The dataset sat exposed on the server, every line a risk waiting to be exploited. Personal names, email addresses, phone numbers—cleartext identifiers that could leak, breach, or destroy customer trust. You need them gone. Not erased, but transformed, anonymized, and provably safe.
A PII anonymization proof of concept is the fastest way to show that sensitive data can be protected without crippling its utility. It’s not theory. It’s a small, working model you can deploy right now. The goal is to strip out direct identifiers and mask indirect ones, while keeping enough structure for analysis, machine learning, or reporting.

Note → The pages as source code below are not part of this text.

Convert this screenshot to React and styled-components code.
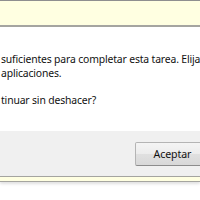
import React from 'react';
import styled, { createGlobalStyle } from 'styled-components';

const GlobalStyle = createGlobalStyle`
  html, body {
    margin: 0;
    padding: 0;
    background: #ffffff;
  }
  body {
    width: 200px;
    height: 200px;
    overflow: hidden;
  }
`;

const Window = styled.div`
  display: flex;
  flex-direction: column;
  width: 200px;
  height: 200px;
  overflow: hidden;
  background: #ffffff;
  font-family: 'Noto Sans', 'Open Sans', sans-serif;
  font-size: 10.4px;
  letter-spacing: -0.15px;
  color: #111111;
`;

const InfoBar = styled.div`
  height: 24px;
  flex: none;
  background: #ffffe1;
  border-top: 1px solid #8f8f8f;
  border-bottom: 2px solid #a5a5a0;
`;

const Body = styled.div`
  flex: none;
  height: 104px;
  padding-top: 25px;
  box-sizing: border-box;
  overflow: hidden;
`;

const Paragraph = styled.p`
  margin: 0 0 ${({ gap }) => gap || 0}px 0;
  padding-left: 1px;
  white-space: nowrap;
  line-height: 14px;
`;

const Footer = styled.div`
  flex: none;
  height: 45px;
  display: flex;
  justify-content: flex-end;
  align-items: flex-start;
  padding-top: 11px;
  box-sizing: border-box;
  background: #f0f0f0;
`;

const Button = styled.button`
  width: 75px;
  height: 24px;
  margin-right: -10px;
  padding: 0;
  box-sizing: border-box;
  border: 1px solid #b4b4b4;
  border-bottom-color: #8c8c8c;
  border-radius: 2px;
  background: linear-gradient(#f4f4f4 0%, #ececec 50%, #e0e0e0 51%, #d8d8d8 100%);
  font-family: inherit;
  font-size: 10.6px;
  letter-spacing: -0.1px;
  color: #111111;
`;

const Strip = styled.div`
  flex: none;
  height: 4px;
  background: #ffffe1;
  border-top: 1px solid #a5a5a0;
  border-bottom: 1px solid #a5a5a0;
  box-shadow: 0 2px 3px rgba(0, 0, 0, 0.12);
`;

export default function App() {
  return (
    <>
      <GlobalStyle />
      <Window>
        <InfoBar />
        <Body>
          <Paragraph>suficientes para completar esta tarea. Elija</Paragraph>
          <Paragraph gap={13}>aplicaciones.</Paragraph>
          <Paragraph>tinuar sin deshacer?</Paragraph>
        </Body>
        <Footer>
          <Button>Aceptar</Button>
        </Footer>
        <Strip />
      </Window>
    </>
  );
}
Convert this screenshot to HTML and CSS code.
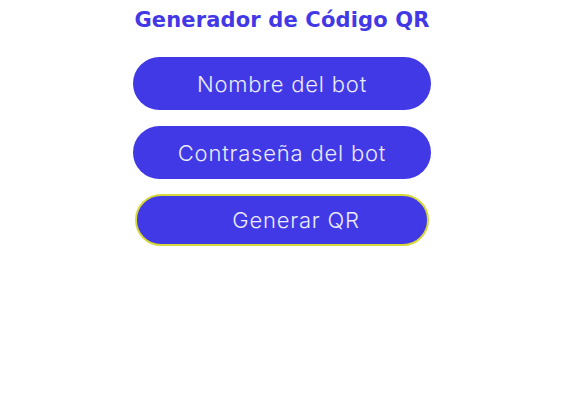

The workflow is simple but exact. First, define the scope of the PII. Know whether you are dealing with regulatory definitions—GDPR, HIPAA, CCPA—or internal compliance rules. Then, use anonymization techniques like hashing, tokenization, pseudonymization, and generalization. Hashing replaces identifiers with irreversible codes. Tokenization swaps PII with random tokens stored in secure vaults. Pseudonymization changes identifiers in a reversible but controlled way. Generalization broadens values, reducing specificity while keeping statistical meaning.
Every proof of concept should include automated detection. Machine learning classifiers or regex-based scanners can find email addresses, names, and contact numbers in raw datasets. Combine these with a processing pipeline that anonymizes on ingestion. Test with real data samples while logging before-and-after transformations to validate accuracy.